• **RECORDED DATA**:
+ + +

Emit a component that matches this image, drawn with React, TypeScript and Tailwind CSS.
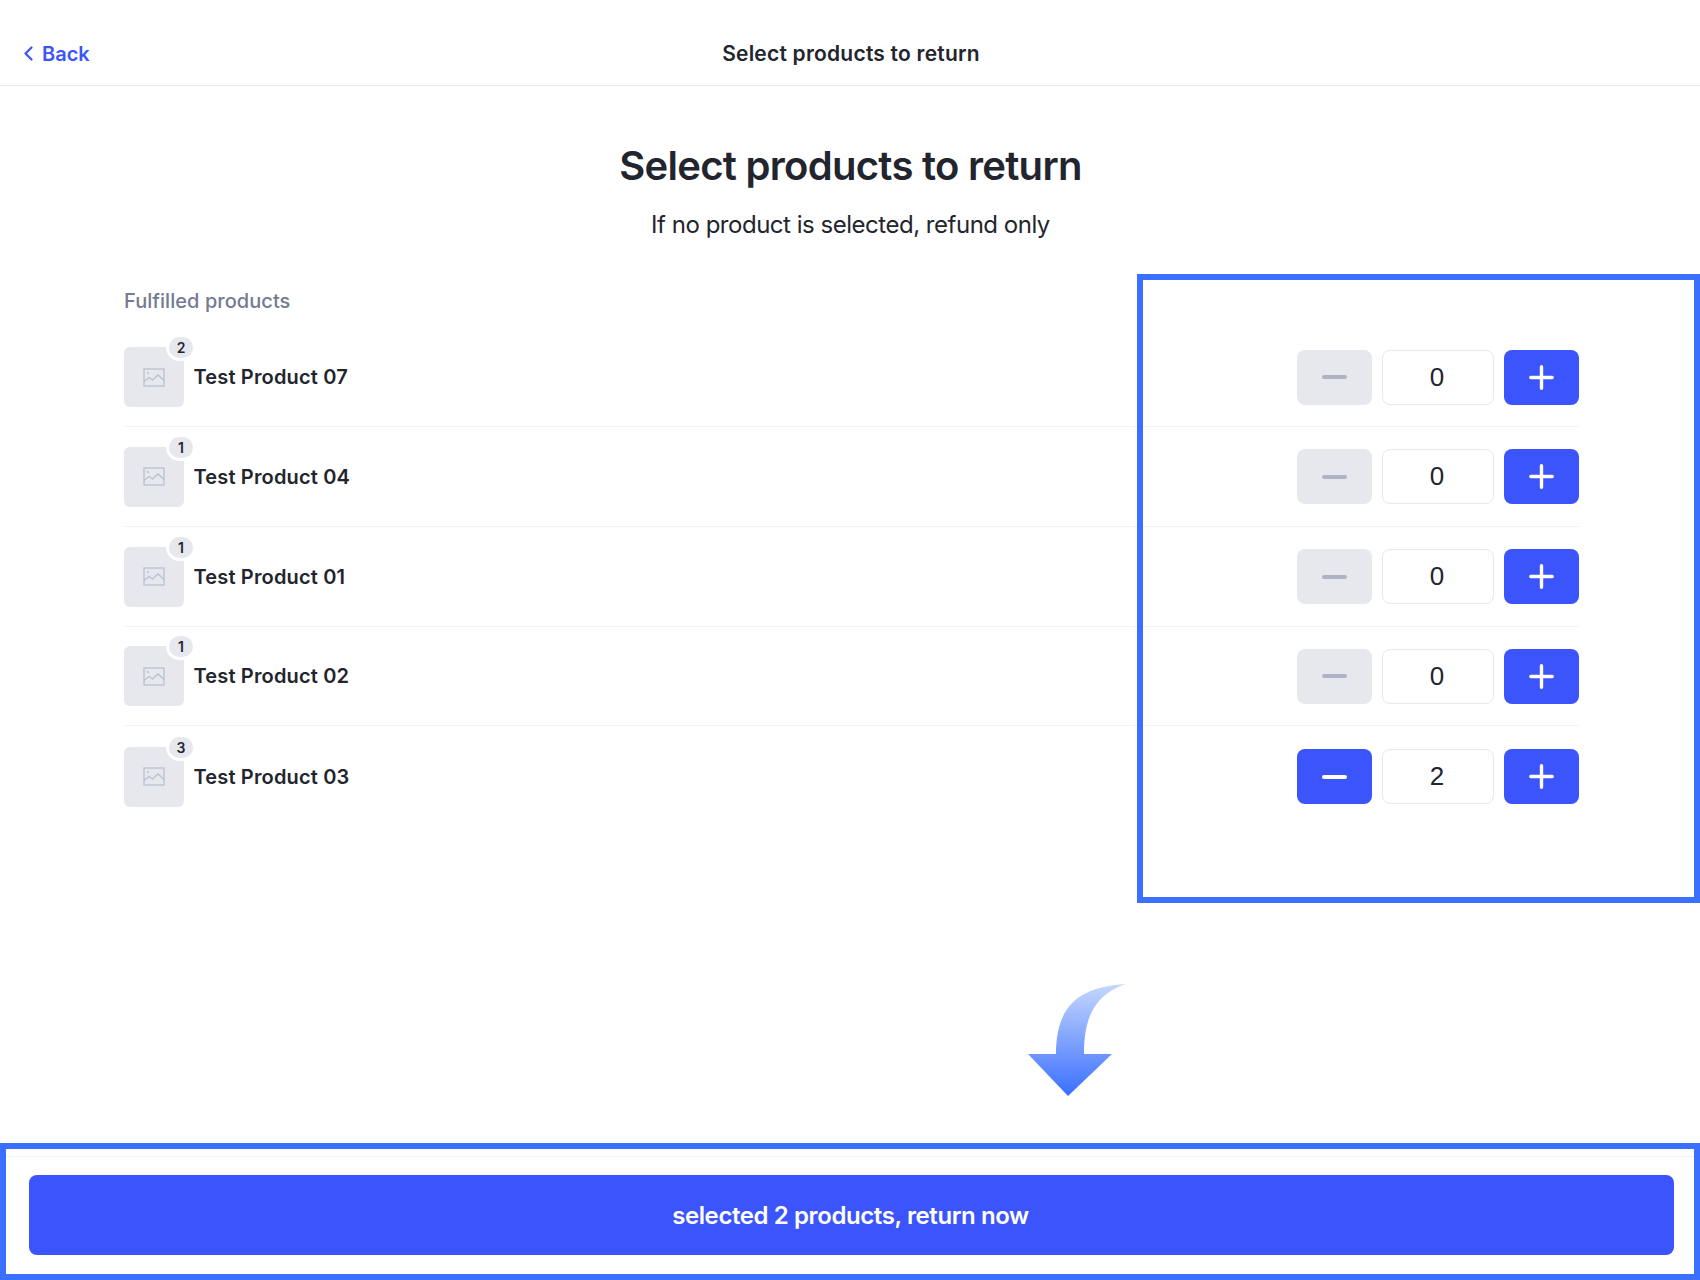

+ + +

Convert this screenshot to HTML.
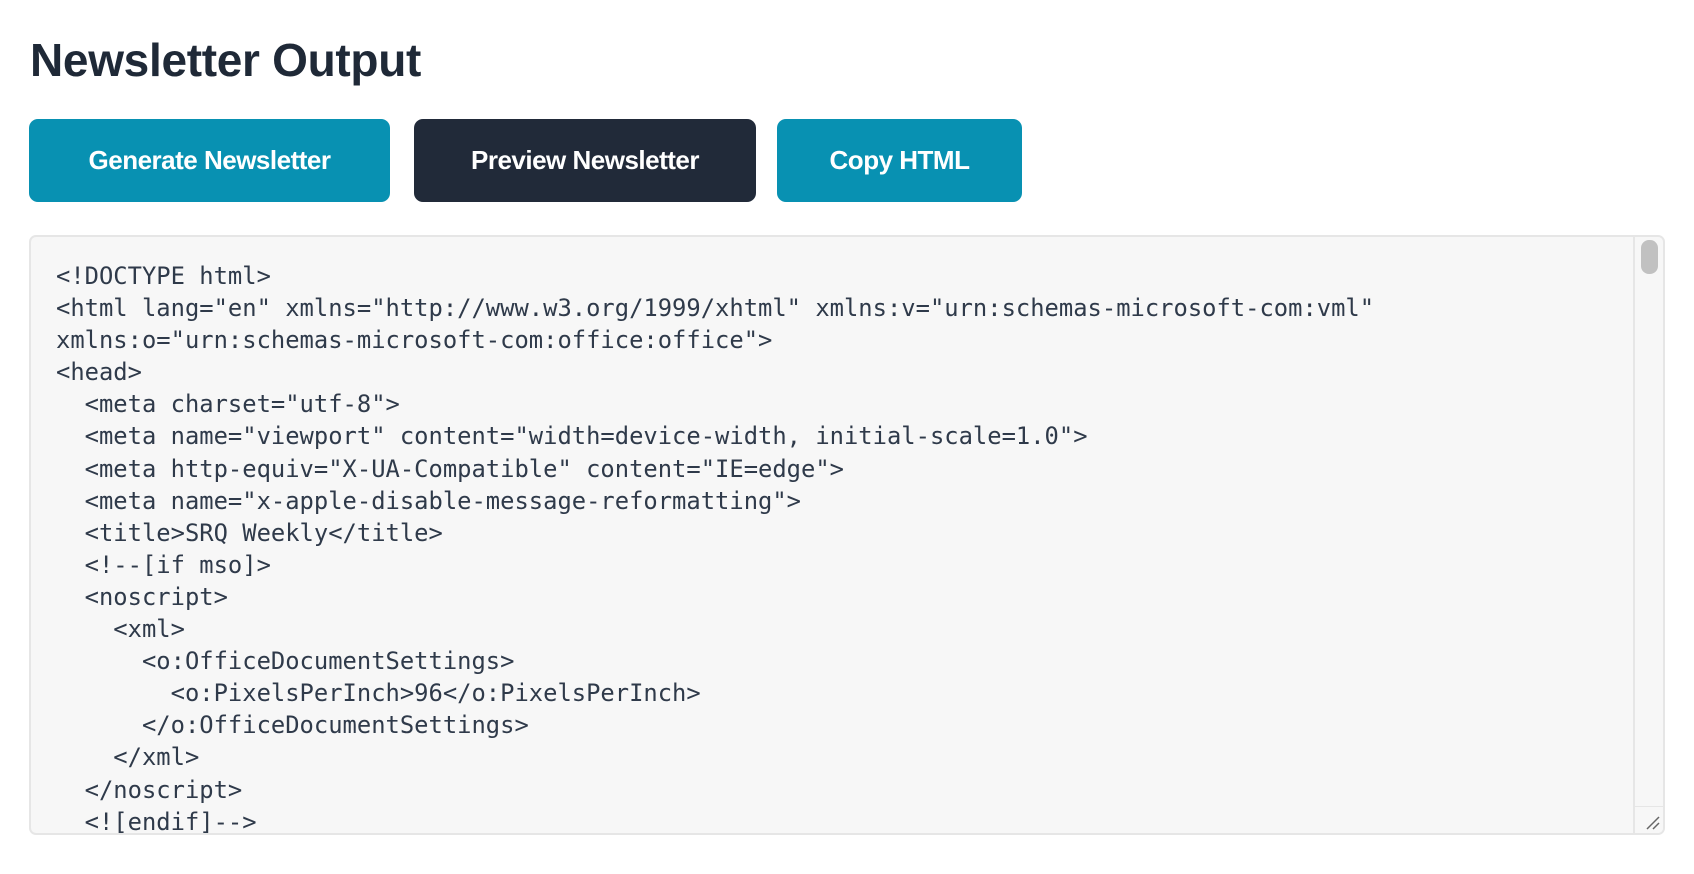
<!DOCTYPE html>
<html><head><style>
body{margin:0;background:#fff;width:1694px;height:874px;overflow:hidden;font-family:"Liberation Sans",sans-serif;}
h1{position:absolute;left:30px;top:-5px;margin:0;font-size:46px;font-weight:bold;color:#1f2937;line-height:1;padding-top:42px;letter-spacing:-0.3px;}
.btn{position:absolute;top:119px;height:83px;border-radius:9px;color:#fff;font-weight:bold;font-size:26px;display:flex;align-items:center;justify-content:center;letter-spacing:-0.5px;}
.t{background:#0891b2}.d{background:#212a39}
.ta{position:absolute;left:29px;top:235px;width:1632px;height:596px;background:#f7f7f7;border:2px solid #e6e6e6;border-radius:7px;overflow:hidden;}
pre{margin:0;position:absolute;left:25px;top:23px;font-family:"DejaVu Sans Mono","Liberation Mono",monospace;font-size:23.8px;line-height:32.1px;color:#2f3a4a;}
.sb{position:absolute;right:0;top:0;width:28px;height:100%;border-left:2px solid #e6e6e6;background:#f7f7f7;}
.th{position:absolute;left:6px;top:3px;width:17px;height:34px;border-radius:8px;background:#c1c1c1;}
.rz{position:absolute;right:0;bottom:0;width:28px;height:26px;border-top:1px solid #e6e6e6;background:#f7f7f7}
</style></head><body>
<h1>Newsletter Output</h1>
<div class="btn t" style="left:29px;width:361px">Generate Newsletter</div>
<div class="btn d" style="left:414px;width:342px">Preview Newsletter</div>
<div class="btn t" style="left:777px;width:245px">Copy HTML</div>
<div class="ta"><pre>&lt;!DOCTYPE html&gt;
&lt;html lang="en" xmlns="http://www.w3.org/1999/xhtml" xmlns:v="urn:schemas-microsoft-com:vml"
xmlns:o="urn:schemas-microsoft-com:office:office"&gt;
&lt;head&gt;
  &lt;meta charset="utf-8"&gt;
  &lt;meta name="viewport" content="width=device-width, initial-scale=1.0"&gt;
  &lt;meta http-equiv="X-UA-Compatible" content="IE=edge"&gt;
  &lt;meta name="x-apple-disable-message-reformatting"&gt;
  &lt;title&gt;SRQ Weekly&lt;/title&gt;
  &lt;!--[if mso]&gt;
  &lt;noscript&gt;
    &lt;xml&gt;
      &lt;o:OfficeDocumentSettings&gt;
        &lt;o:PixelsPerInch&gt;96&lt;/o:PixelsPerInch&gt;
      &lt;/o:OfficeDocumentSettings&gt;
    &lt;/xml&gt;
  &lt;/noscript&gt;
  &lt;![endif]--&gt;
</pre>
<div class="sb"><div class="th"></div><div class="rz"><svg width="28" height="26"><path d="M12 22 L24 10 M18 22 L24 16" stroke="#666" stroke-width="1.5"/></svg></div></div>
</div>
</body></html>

+ + +

Check each line of the records above for the string "this", and report every line that has it.

• **FINAL ANSWER**:
Emit a component that matches this image, drawn with React, TypeScript and Tailwind CSS.
Convert this screenshot to HTML.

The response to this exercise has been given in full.